*TASK DETAILS*.
Your copy of the material below should match it exactly, except that it holds no pictures.

[Recorded data]

—————

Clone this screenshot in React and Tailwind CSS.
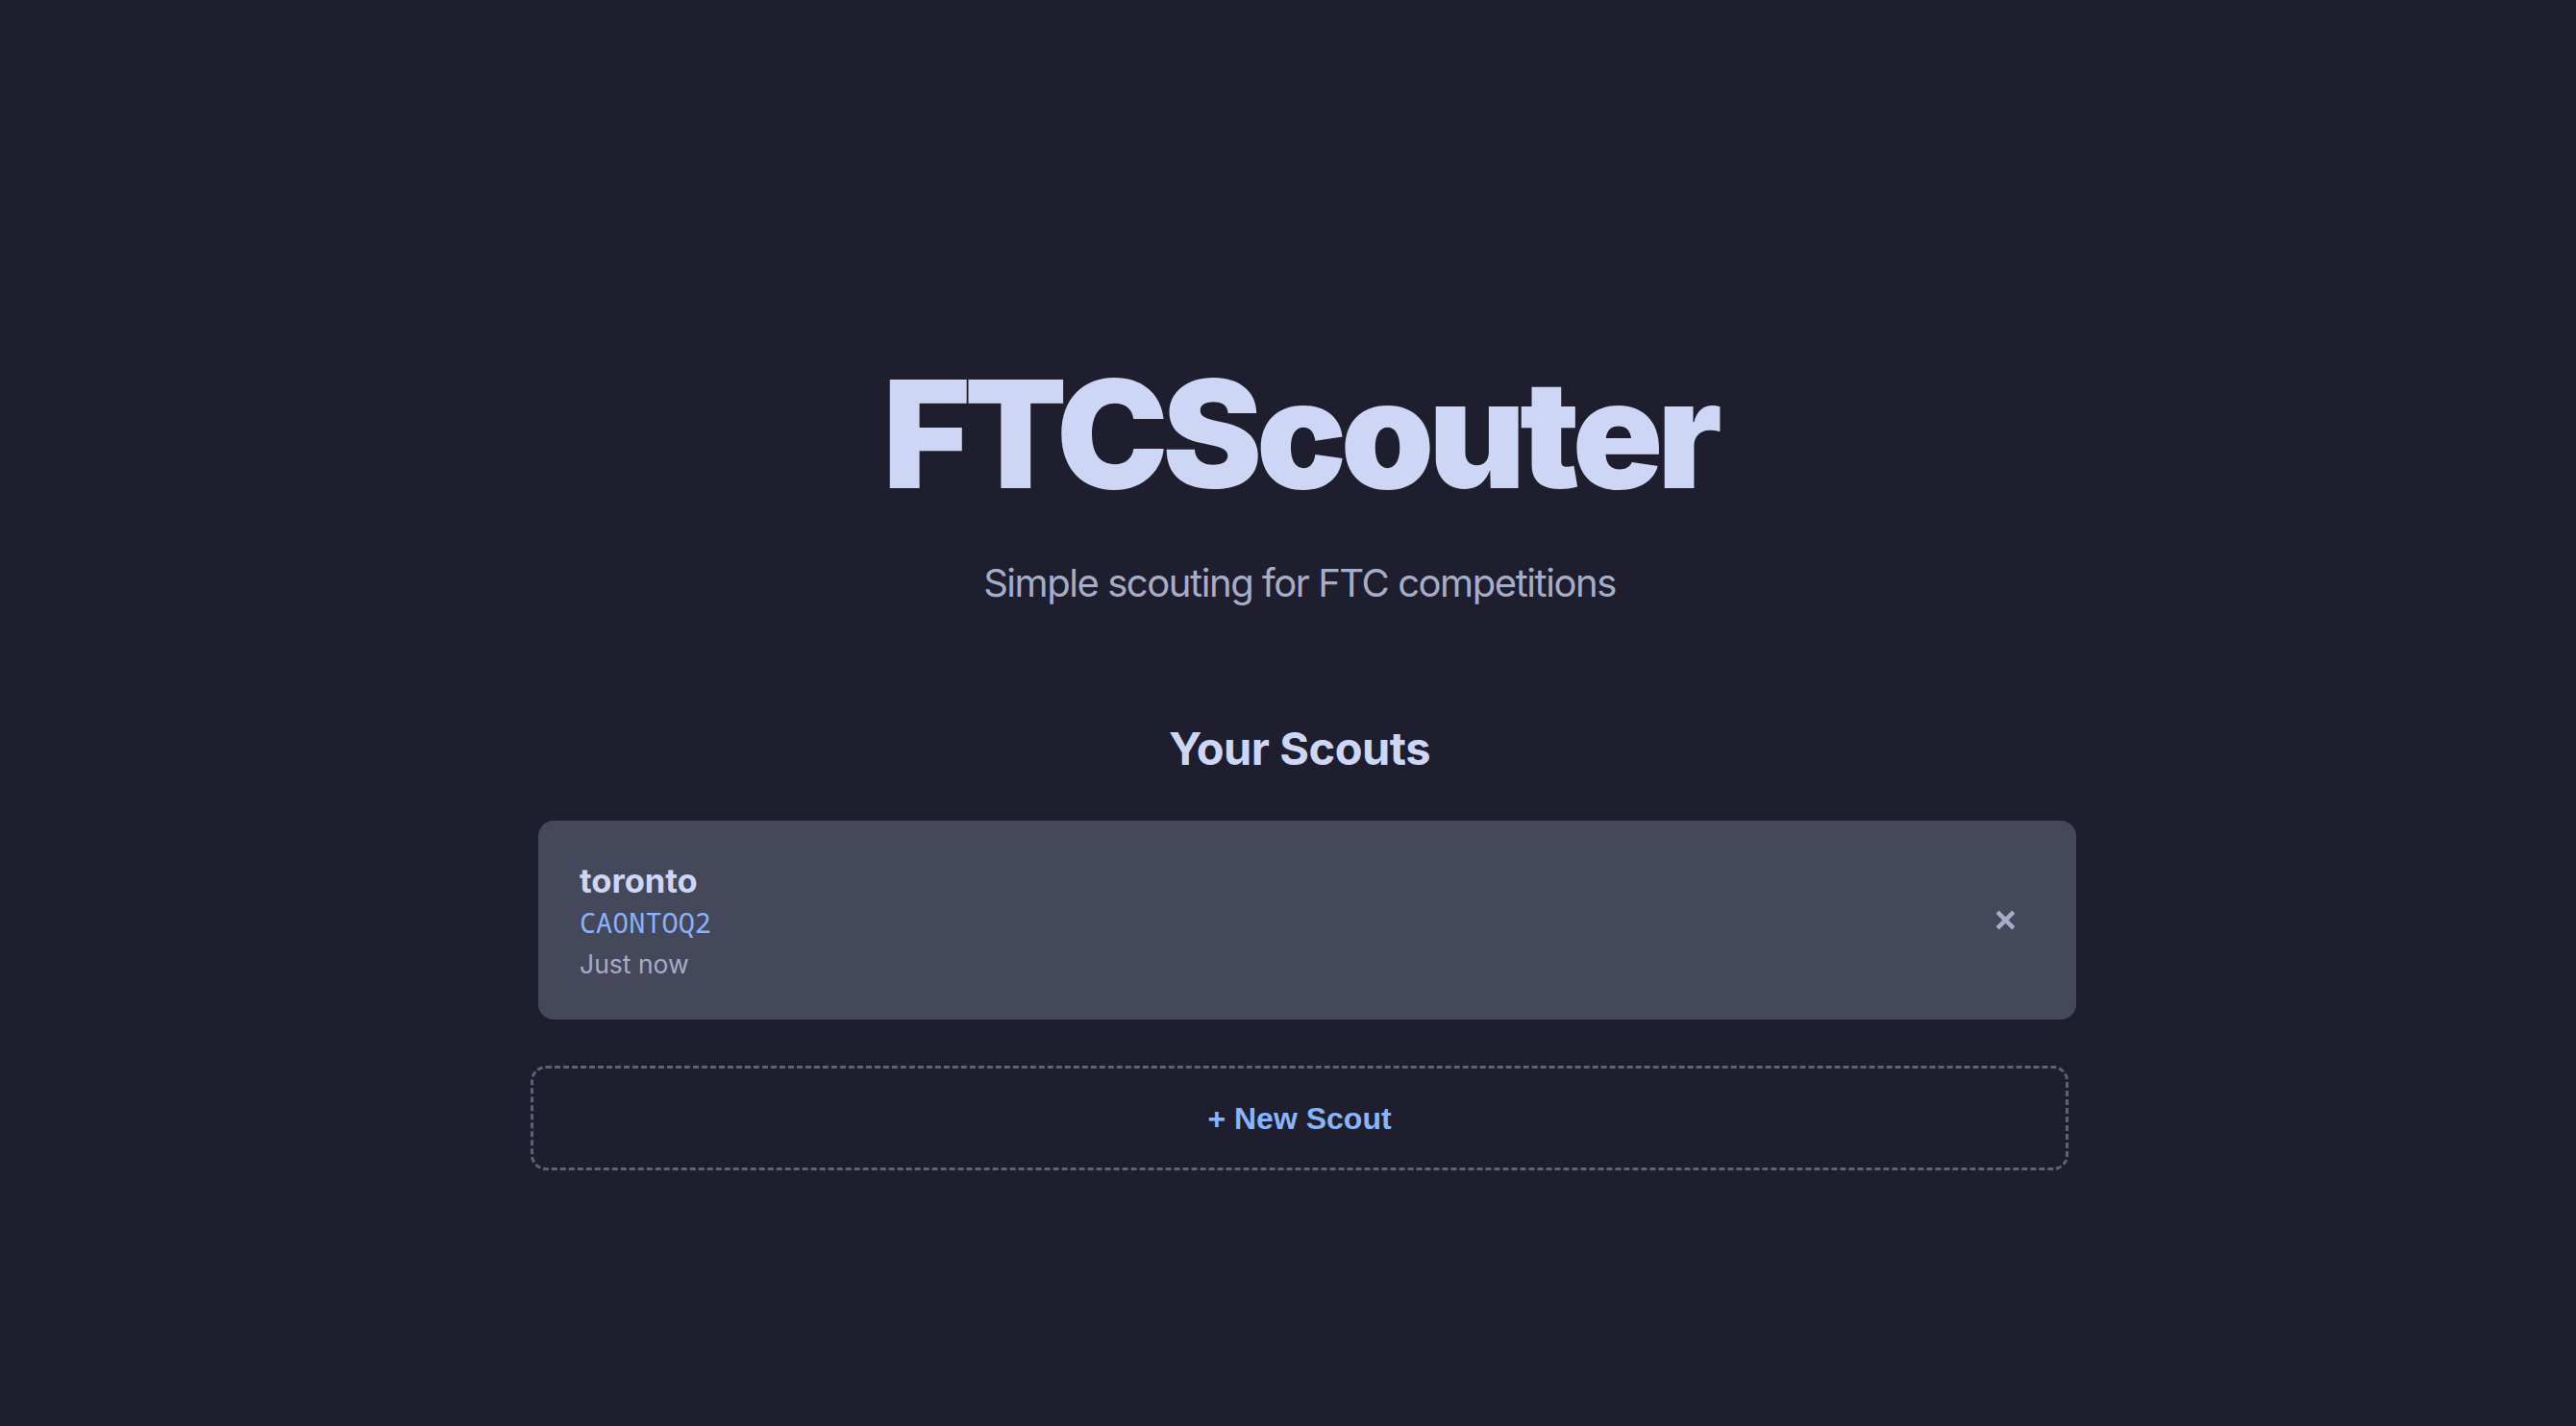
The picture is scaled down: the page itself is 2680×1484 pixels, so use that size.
import React from "react";

function Code({ text }) {
  return (
    <div className="text-[28.5px] leading-[42px] font-['Noto_Sans_Mono',monospace] text-[#89b4fa]">
      {text.split("").map((ch, i) =>
        ch === "0" ? (
          <span
            key={i}
            className="inline-block w-[0.6em] text-center font-['Noto_Sans',sans-serif]"
          >
            {ch}
          </span>
        ) : (
          <span key={i}>{ch}</span>
        )
      )}
    </div>
  );
}

export default function App() {
  const scouts = [{ name: "toronto", code: "CA0NTOQ2", time: "Just now" }];
  return (
    <div className="min-h-screen w-full bg-[#1e1e2e] flex justify-center pl-[24px] font-['Inter',sans-serif]">
      <div className="w-[1600px] flex flex-col items-center pt-[374px]">
        <h1 className="text-[156px] leading-[156px] font-black tracking-[-0.04em] text-[#cdd6f4]">
          FTCScouter
        </h1>
        <p className="mt-[53px] text-[40px] leading-[48px] tracking-[-0.036em] text-[#a6adc8]">
          Simple scouting for FTC competitions
        </p>
        <h2 className="mt-[120px] text-[47px] leading-[56px] font-bold tracking-[-0.01em] text-[#cdd6f4]">
          Your Scouts
        </h2>
        <div className="mt-[47px] w-full flex flex-col">
          {scouts.map((s) => (
            <div
              key={s.code}
              className="ml-[8px] mr-[-8px] h-[207px] rounded-[16px] bg-[#45475a] flex items-center justify-between pl-[43px] pr-[63px]"
            >
              <div className="flex flex-col pt-[5px]">
                <div className="text-[34.5px] leading-[44px] font-bold text-[#cdd6f4]">
                  {s.name}
                </div>
                <Code text={s.code} />
                <div className="text-[26.5px] leading-[44px] text-[#a6adc8]">
                  {s.time}
                </div>
              </div>
              <button className="flex items-center justify-center">
                <svg width="21" height="21" viewBox="0 0 21 21">
                  <path
                    d="M2.2 2.2 L18.8 18.8 M18.8 2.2 L2.2 18.8"
                    stroke="#a6adc8"
                    strokeWidth="4.5"
                    fill="none"
                  />
                </svg>
              </button>
            </div>
          ))}
          <button className="mt-[48px] h-[109px] w-full rounded-[16px] border-[3px] border-dashed border-[#5f6276] flex items-center justify-center font-['Liberation_Sans',Arial,sans-serif] text-[32px] font-bold text-[#89b4fa]">
            + New Scout
          </button>
        </div>
      </div>
    </div>
  );
}
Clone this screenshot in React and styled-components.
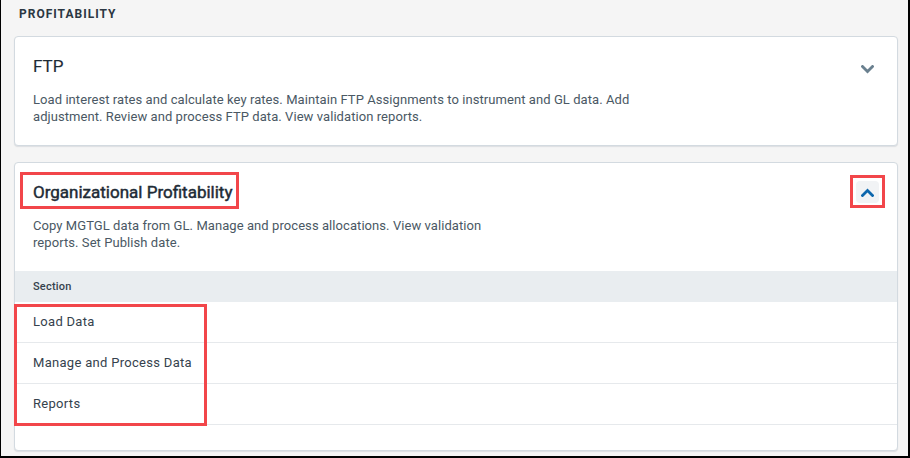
import React from "react";
import styled, { createGlobalStyle, css } from "styled-components";

const GlobalStyle = createGlobalStyle`
  html, body { margin: 0; padding: 0; }
  body {
    font-family: Roboto, "Liberation Sans", Arial, sans-serif;
    background: #f5f5f5;
  }
  * { box-sizing: border-box; }
`;

const Page = styled.div`
  width: 910px;
  height: 458px;
  overflow: hidden;
  background: #f5f5f5;
  border-left: 1px solid #000;
  border-right: 2px solid #000;
  border-bottom: 2px solid #000;
  padding: 0 10px 0 13px;
  display: flex;
  flex-direction: column;
`;

const Heading = styled.h2`
  margin: 6px 0 14px 5px;
  font-size: 12px;
  line-height: 16px;
  font-weight: 700;
  letter-spacing: 1px;
  text-transform: uppercase;
  color: #2b3742;
`;

const Cards = styled.div`
  display: flex;
  flex-direction: column;
  gap: 16px;
`;

const Card = styled.section`
  background: #fff;
  border: 1px solid #d3dae0;
  border-radius: 4px;
  box-shadow: 0 1px 1px rgba(40, 60, 80, 0.12);
  display: flex;
  flex-direction: column;
  padding-bottom: ${(p) => (p.$expanded ? "25px" : "0")};
`;

const Header = styled.div`
  display: flex;
  justify-content: space-between;
  align-items: flex-start;
  padding: 17px 18px 0 18px;
`;

const Title = styled.h3`
  position: relative;
  display: inline-block;
  margin: 0;
  font-size: 17px;
  line-height: 24px;
  font-weight: 400;
  -webkit-text-stroke: ${(p) => (p.$bold ? "0.45px" : "0.15px")} currentColor;
  color: #1e2b36;
  ${(p) =>
    p.$marked &&
    css`
      &::after {
        content: "";
        position: absolute;
        left: -13px;
        top: -8px;
        right: -7px;
        bottom: -5px;
        border: 3px solid #f2464a;
      }
    `}
`;

const ToggleButton = styled.button`
  position: relative;
  width: 23px;
  height: 22px;
  margin-top: 1px;
  border: none;
  border-radius: 4px;
  padding: 0;
  display: flex;
  align-items: center;
  justify-content: center;
  background: ${(p) => (p.$active ? "#f1f3f5" : "transparent")};
  color: ${(p) => (p.$active ? "#0d67ad" : "#6a808f")};
  ${(p) =>
    p.$marked &&
    css`
      &::after {
        content: "";
        position: absolute;
        left: -6px;
        top: -6px;
        right: -6px;
        bottom: -5px;
        border: 3px solid #f2464a;
      }
    `}
`;

const ChevronSvg = styled.svg`
  display: block;
  margin-top: ${(p) => (p.$down ? "6px" : "0")};
`;

const Description = styled.p`
  margin: 13px 0 0 0;
  padding: 0 18px 20px 18px;
  font-size: 13px;
  line-height: 17px;
  letter-spacing: 0.07px;
  color: #4a5864;
  white-space: nowrap;
`;

const SectionHeader = styled.div`
  height: 31px;
  background: #e9edf0;
  display: flex;
  align-items: center;
  padding: 0 18px;
  font-size: 11px;
  font-weight: 500;
  letter-spacing: 0.2px;
  color: #35424d;
`;

const Rows = styled.div`
  position: relative;
  display: flex;
  flex-direction: column;
`;

const RowsMark = styled.div`
  position: absolute;
  left: -1px;
  top: 2px;
  width: 193px;
  height: 122px;
  border: 3px solid #f2464a;
  pointer-events: none;
`;

const Row = styled.div`
  height: 41px;
  border-bottom: 1px solid #e6e9ec;
  display: flex;
  align-items: center;
  padding: 0 18px 2px 18px;
  font-size: 13px;
  letter-spacing: 0.3px;
  color: #35424d;
`;

const Chevron = ({ up }) => (
  <ChevronSvg width="13" height="9" viewBox="0 0 13 9" $down={!up}>
    <polyline
      points={up ? "1.5,7.5 6.5,2.5 11.5,7.5" : "1.5,1.5 6.5,6.5 11.5,1.5"}
      fill="none"
      stroke="currentColor"
      strokeWidth="2.8"
      strokeLinecap="square"
    />
  </ChevronSvg>
);

const sections = ["Load Data", "Manage and Process Data", "Reports"];

export default function App() {
  return (
    <>
      <GlobalStyle />
      <Page>
        <Heading>Profitability</Heading>
        <Cards>
          <Card>
            <Header>
              <Title>FTP</Title>
              <ToggleButton aria-label="Expand">
                <Chevron />
              </ToggleButton>
            </Header>
            <Description>
              Load interest rates and calculate key rates. Maintain FTP Assignments to instrument and GL data. Add
              <br />
              adjustment. Review and process FTP data. View validation reports.
            </Description>
          </Card>
          <Card $expanded>
            <Header>
              <Title $bold $marked>
                Organizational Profitability
              </Title>
              <ToggleButton $active $marked aria-label="Collapse">
                <Chevron up />
              </ToggleButton>
            </Header>
            <Description>
              Copy MGTGL data from GL. Manage and process allocations. View validation
              <br />
              reports. Set Publish date.
            </Description>
            <SectionHeader>Section</SectionHeader>
            <Rows>
              {sections.map((s) => (
                <Row key={s}>{s}</Row>
              ))}
              <RowsMark />
            </Rows>
          </Card>
        </Cards>
      </Page>
    </>
  );
}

—————

*THE REPLY*.
Clone this screenshot in React and Tailwind CSS.
The picture is scaled down: the page itself is 2680×1484 pixels, so use that size.
import React from "react";

function Code({ text }) {
  return (
    <div className="text-[28.5px] leading-[42px] font-['Noto_Sans_Mono',monospace] text-[#89b4fa]">
      {text.split("").map((ch, i) =>
        ch === "0" ? (
          <span
            key={i}
            className="inline-block w-[0.6em] text-center font-['Noto_Sans',sans-serif]"
          >
            {ch}
          </span>
        ) : (
          <span key={i}>{ch}</span>
        )
      )}
    </div>
  );
}

export default function App() {
  const scouts = [{ name: "toronto", code: "CA0NTOQ2", time: "Just now" }];
  return (
    <div className="min-h-screen w-full bg-[#1e1e2e] flex justify-center pl-[24px] font-['Inter',sans-serif]">
      <div className="w-[1600px] flex flex-col items-center pt-[374px]">
        <h1 className="text-[156px] leading-[156px] font-black tracking-[-0.04em] text-[#cdd6f4]">
          FTCScouter
        </h1>
        <p className="mt-[53px] text-[40px] leading-[48px] tracking-[-0.036em] text-[#a6adc8]">
          Simple scouting for FTC competitions
        </p>
        <h2 className="mt-[120px] text-[47px] leading-[56px] font-bold tracking-[-0.01em] text-[#cdd6f4]">
          Your Scouts
        </h2>
        <div className="mt-[47px] w-full flex flex-col">
          {scouts.map((s) => (
            <div
              key={s.code}
              className="ml-[8px] mr-[-8px] h-[207px] rounded-[16px] bg-[#45475a] flex items-center justify-between pl-[43px] pr-[63px]"
            >
              <div className="flex flex-col pt-[5px]">
                <div className="text-[34.5px] leading-[44px] font-bold text-[#cdd6f4]">
                  {s.name}
                </div>
                <Code text={s.code} />
                <div className="text-[26.5px] leading-[44px] text-[#a6adc8]">
                  {s.time}
                </div>
              </div>
              <button className="flex items-center justify-center">
                <svg width="21" height="21" viewBox="0 0 21 21">
                  <path
                    d="M2.2 2.2 L18.8 18.8 M18.8 2.2 L2.2 18.8"
                    stroke="#a6adc8"
                    strokeWidth="4.5"
                    fill="none"
                  />
                </svg>
              </button>
            </div>
          ))}
          <button className="mt-[48px] h-[109px] w-full rounded-[16px] border-[3px] border-dashed border-[#5f6276] flex items-center justify-center font-['Liberation_Sans',Arial,sans-serif] text-[32px] font-bold text-[#89b4fa]">
            + New Scout
          </button>
        </div>
      </div>
    </div>
  );
}
Clone this screenshot in React and styled-components.
import React from "react";
import styled, { createGlobalStyle, css } from "styled-components";

const GlobalStyle = createGlobalStyle`
  html, body { margin: 0; padding: 0; }
  body {
    font-family: Roboto, "Liberation Sans", Arial, sans-serif;
    background: #f5f5f5;
  }
  * { box-sizing: border-box; }
`;

const Page = styled.div`
  width: 910px;
  height: 458px;
  overflow: hidden;
  background: #f5f5f5;
  border-left: 1px solid #000;
  border-right: 2px solid #000;
  border-bottom: 2px solid #000;
  padding: 0 10px 0 13px;
  display: flex;
  flex-direction: column;
`;

const Heading = styled.h2`
  margin: 6px 0 14px 5px;
  font-size: 12px;
  line-height: 16px;
  font-weight: 700;
  letter-spacing: 1px;
  text-transform: uppercase;
  color: #2b3742;
`;

const Cards = styled.div`
  display: flex;
  flex-direction: column;
  gap: 16px;
`;

const Card = styled.section`
  background: #fff;
  border: 1px solid #d3dae0;
  border-radius: 4px;
  box-shadow: 0 1px 1px rgba(40, 60, 80, 0.12);
  display: flex;
  flex-direction: column;
  padding-bottom: ${(p) => (p.$expanded ? "25px" : "0")};
`;

const Header = styled.div`
  display: flex;
  justify-content: space-between;
  align-items: flex-start;
  padding: 17px 18px 0 18px;
`;

const Title = styled.h3`
  position: relative;
  display: inline-block;
  margin: 0;
  font-size: 17px;
  line-height: 24px;
  font-weight: 400;
  -webkit-text-stroke: ${(p) => (p.$bold ? "0.45px" : "0.15px")} currentColor;
  color: #1e2b36;
  ${(p) =>
    p.$marked &&
    css`
      &::after {
        content: "";
        position: absolute;
        left: -13px;
        top: -8px;
        right: -7px;
        bottom: -5px;
        border: 3px solid #f2464a;
      }
    `}
`;

const ToggleButton = styled.button`
  position: relative;
  width: 23px;
  height: 22px;
  margin-top: 1px;
  border: none;
  border-radius: 4px;
  padding: 0;
  display: flex;
  align-items: center;
  justify-content: center;
  background: ${(p) => (p.$active ? "#f1f3f5" : "transparent")};
  color: ${(p) => (p.$active ? "#0d67ad" : "#6a808f")};
  ${(p) =>
    p.$marked &&
    css`
      &::after {
        content: "";
        position: absolute;
        left: -6px;
        top: -6px;
        right: -6px;
        bottom: -5px;
        border: 3px solid #f2464a;
      }
    `}
`;

const ChevronSvg = styled.svg`
  display: block;
  margin-top: ${(p) => (p.$down ? "6px" : "0")};
`;

const Description = styled.p`
  margin: 13px 0 0 0;
  padding: 0 18px 20px 18px;
  font-size: 13px;
  line-height: 17px;
  letter-spacing: 0.07px;
  color: #4a5864;
  white-space: nowrap;
`;

const SectionHeader = styled.div`
  height: 31px;
  background: #e9edf0;
  display: flex;
  align-items: center;
  padding: 0 18px;
  font-size: 11px;
  font-weight: 500;
  letter-spacing: 0.2px;
  color: #35424d;
`;

const Rows = styled.div`
  position: relative;
  display: flex;
  flex-direction: column;
`;

const RowsMark = styled.div`
  position: absolute;
  left: -1px;
  top: 2px;
  width: 193px;
  height: 122px;
  border: 3px solid #f2464a;
  pointer-events: none;
`;

const Row = styled.div`
  height: 41px;
  border-bottom: 1px solid #e6e9ec;
  display: flex;
  align-items: center;
  padding: 0 18px 2px 18px;
  font-size: 13px;
  letter-spacing: 0.3px;
  color: #35424d;
`;

const Chevron = ({ up }) => (
  <ChevronSvg width="13" height="9" viewBox="0 0 13 9" $down={!up}>
    <polyline
      points={up ? "1.5,7.5 6.5,2.5 11.5,7.5" : "1.5,1.5 6.5,6.5 11.5,1.5"}
      fill="none"
      stroke="currentColor"
      strokeWidth="2.8"
      strokeLinecap="square"
    />
  </ChevronSvg>
);

const sections = ["Load Data", "Manage and Process Data", "Reports"];

export default function App() {
  return (
    <>
      <GlobalStyle />
      <Page>
        <Heading>Profitability</Heading>
        <Cards>
          <Card>
            <Header>
              <Title>FTP</Title>
              <ToggleButton aria-label="Expand">
                <Chevron />
              </ToggleButton>
            </Header>
            <Description>
              Load interest rates and calculate key rates. Maintain FTP Assignments to instrument and GL data. Add
              <br />
              adjustment. Review and process FTP data. View validation reports.
            </Description>
          </Card>
          <Card $expanded>
            <Header>
              <Title $bold $marked>
                Organizational Profitability
              </Title>
              <ToggleButton $active $marked aria-label="Collapse">
                <Chevron up />
              </ToggleButton>
            </Header>
            <Description>
              Copy MGTGL data from GL. Manage and process allocations. View validation
              <br />
              reports. Set Publish date.
            </Description>
            <SectionHeader>Section</SectionHeader>
            <Rows>
              {sections.map((s) => (
                <Row key={s}>{s}</Row>
              ))}
              <RowsMark />
            </Rows>
          </Card>
        </Cards>
      </Page>
    </>
  );
}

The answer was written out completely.